> **Work instructions**:
Could you retype the lines below, starting at the line holding "Give me the" and stopping at the line holding "const actions = ['Remove", inclusive? Copy them exactly and drop the images.

> **Items from a dataset**:
⁂

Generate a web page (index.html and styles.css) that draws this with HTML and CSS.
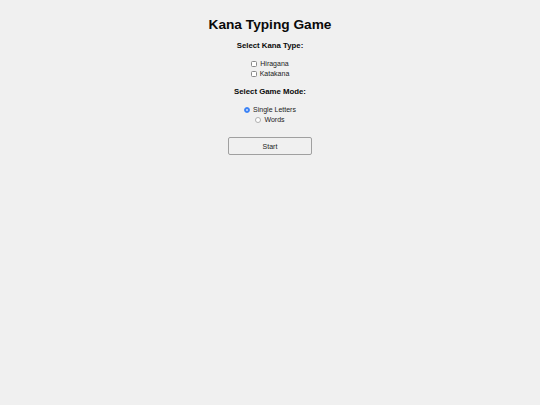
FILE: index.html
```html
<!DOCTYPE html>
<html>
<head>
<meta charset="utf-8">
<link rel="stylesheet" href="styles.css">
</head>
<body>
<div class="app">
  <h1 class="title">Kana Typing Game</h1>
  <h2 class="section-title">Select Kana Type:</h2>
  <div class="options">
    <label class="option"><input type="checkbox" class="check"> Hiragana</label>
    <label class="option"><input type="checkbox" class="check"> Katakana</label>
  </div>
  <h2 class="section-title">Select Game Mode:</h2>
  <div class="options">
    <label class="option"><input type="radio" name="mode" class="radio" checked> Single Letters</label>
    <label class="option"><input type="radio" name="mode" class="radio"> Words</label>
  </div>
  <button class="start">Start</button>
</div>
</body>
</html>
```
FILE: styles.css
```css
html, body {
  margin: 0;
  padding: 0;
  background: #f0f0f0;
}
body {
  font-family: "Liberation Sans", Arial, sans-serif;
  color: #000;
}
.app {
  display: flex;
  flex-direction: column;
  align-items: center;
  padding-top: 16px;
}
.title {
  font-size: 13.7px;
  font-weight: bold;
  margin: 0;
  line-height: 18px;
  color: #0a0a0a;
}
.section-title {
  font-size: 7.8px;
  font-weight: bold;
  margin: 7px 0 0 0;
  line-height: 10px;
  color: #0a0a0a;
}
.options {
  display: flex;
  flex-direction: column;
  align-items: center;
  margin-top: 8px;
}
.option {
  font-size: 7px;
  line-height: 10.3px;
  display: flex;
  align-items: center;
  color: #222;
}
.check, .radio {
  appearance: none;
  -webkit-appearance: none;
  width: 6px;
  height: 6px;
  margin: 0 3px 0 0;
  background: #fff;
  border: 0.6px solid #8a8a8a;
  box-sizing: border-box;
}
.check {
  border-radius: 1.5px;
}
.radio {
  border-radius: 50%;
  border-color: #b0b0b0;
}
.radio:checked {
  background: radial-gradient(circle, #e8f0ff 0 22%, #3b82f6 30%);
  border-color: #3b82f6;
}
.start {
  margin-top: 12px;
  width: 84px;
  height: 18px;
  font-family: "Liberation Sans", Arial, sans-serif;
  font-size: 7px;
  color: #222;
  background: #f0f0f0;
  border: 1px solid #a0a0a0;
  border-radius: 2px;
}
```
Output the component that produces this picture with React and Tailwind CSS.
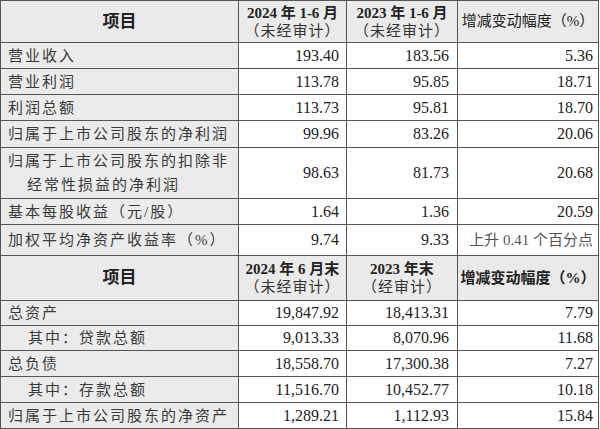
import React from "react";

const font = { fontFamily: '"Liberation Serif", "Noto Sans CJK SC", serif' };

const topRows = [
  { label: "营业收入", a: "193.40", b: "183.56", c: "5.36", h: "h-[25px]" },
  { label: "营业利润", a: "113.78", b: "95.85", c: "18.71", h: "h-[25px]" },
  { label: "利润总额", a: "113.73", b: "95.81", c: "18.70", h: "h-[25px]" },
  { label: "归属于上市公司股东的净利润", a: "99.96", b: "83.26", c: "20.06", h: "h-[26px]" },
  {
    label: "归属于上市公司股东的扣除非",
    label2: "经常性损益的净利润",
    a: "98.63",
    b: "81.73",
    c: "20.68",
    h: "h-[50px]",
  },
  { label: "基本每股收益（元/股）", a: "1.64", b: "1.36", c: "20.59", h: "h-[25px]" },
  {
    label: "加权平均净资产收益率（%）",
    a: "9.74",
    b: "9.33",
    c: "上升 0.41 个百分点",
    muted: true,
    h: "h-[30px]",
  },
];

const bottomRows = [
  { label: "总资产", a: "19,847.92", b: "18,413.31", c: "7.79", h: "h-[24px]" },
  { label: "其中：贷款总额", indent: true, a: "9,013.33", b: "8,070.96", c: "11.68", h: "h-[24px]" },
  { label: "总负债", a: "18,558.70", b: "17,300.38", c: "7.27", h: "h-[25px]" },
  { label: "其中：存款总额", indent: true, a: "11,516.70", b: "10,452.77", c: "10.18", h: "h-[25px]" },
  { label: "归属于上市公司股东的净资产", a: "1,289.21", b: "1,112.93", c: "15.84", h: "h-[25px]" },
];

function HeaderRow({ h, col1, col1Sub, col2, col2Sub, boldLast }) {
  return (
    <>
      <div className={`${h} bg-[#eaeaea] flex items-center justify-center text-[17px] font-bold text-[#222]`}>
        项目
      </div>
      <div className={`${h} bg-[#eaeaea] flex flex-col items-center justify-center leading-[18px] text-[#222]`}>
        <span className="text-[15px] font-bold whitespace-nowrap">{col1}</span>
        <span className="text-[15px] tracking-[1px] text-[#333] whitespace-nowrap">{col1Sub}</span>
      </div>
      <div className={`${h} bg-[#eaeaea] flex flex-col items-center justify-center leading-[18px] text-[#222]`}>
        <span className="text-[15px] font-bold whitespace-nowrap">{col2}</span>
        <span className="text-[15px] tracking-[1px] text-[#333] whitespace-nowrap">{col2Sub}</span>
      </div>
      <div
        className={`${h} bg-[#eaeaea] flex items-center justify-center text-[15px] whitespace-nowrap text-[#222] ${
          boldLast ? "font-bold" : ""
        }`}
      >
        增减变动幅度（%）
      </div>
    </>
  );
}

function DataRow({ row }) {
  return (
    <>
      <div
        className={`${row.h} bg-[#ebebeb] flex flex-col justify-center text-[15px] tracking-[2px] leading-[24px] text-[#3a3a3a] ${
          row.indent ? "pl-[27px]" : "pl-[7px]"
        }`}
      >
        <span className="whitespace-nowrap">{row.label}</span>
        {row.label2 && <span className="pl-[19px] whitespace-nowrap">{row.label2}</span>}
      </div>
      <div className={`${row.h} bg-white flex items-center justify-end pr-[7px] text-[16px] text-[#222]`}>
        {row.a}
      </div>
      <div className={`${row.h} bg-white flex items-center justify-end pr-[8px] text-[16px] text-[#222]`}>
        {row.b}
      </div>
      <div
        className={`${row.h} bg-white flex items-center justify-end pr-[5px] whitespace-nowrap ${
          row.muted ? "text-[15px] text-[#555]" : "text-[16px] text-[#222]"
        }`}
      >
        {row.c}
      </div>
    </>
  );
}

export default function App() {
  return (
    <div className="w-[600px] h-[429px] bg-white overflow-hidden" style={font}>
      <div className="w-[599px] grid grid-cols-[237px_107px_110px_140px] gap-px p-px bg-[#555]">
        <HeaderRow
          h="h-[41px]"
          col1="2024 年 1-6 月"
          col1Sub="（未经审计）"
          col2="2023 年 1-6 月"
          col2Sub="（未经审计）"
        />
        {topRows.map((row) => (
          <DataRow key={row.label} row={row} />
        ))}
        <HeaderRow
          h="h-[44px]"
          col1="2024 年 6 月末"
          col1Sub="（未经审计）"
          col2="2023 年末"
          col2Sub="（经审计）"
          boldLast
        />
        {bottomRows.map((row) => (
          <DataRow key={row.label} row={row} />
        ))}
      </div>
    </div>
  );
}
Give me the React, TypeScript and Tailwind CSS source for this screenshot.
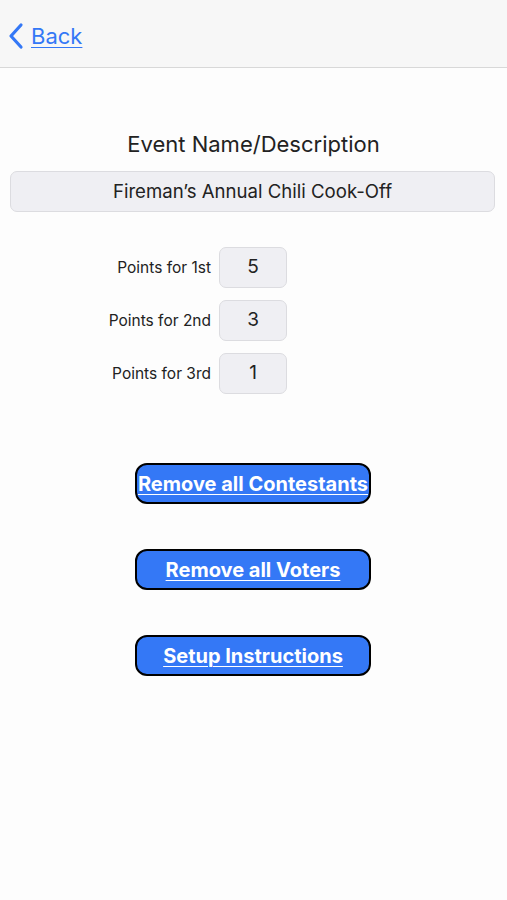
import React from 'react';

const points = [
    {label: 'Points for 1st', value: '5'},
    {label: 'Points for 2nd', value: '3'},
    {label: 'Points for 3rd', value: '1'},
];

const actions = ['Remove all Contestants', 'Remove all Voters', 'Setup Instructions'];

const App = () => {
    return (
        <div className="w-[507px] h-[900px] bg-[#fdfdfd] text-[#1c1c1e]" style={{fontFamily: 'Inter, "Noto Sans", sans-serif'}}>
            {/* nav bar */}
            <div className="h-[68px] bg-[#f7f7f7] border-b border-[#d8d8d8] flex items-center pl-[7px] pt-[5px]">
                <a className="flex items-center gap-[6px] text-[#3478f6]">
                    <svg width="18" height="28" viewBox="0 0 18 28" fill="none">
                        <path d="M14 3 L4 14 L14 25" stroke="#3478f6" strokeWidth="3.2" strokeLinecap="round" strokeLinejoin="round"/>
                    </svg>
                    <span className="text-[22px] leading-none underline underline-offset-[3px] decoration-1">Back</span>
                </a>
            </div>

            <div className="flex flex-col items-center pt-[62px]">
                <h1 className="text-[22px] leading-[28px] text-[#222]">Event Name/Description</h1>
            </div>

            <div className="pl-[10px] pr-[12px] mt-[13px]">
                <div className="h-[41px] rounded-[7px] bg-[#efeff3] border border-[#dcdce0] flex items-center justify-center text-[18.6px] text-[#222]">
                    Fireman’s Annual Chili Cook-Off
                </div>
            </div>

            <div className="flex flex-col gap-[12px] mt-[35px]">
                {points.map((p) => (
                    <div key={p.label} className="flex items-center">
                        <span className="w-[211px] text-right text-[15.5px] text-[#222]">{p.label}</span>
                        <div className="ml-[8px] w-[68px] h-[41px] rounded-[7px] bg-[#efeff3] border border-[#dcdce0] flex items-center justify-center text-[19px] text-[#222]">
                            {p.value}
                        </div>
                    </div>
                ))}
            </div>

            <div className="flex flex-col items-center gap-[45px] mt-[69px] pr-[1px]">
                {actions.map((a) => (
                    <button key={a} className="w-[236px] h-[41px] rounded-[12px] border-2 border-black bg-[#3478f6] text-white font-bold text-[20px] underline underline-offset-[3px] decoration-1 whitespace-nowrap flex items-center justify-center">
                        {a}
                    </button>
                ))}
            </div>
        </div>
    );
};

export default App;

⁂

> **Answer to this task**:
Give me the React, TypeScript and Tailwind CSS source for this screenshot.
import React from 'react';

const points = [
    {label: 'Points for 1st', value: '5'},
    {label: 'Points for 2nd', value: '3'},
    {label: 'Points for 3rd', value: '1'},
];

const actions = ['Remove all Contestants', 'Remove all Voters', 'Setup Instructions'];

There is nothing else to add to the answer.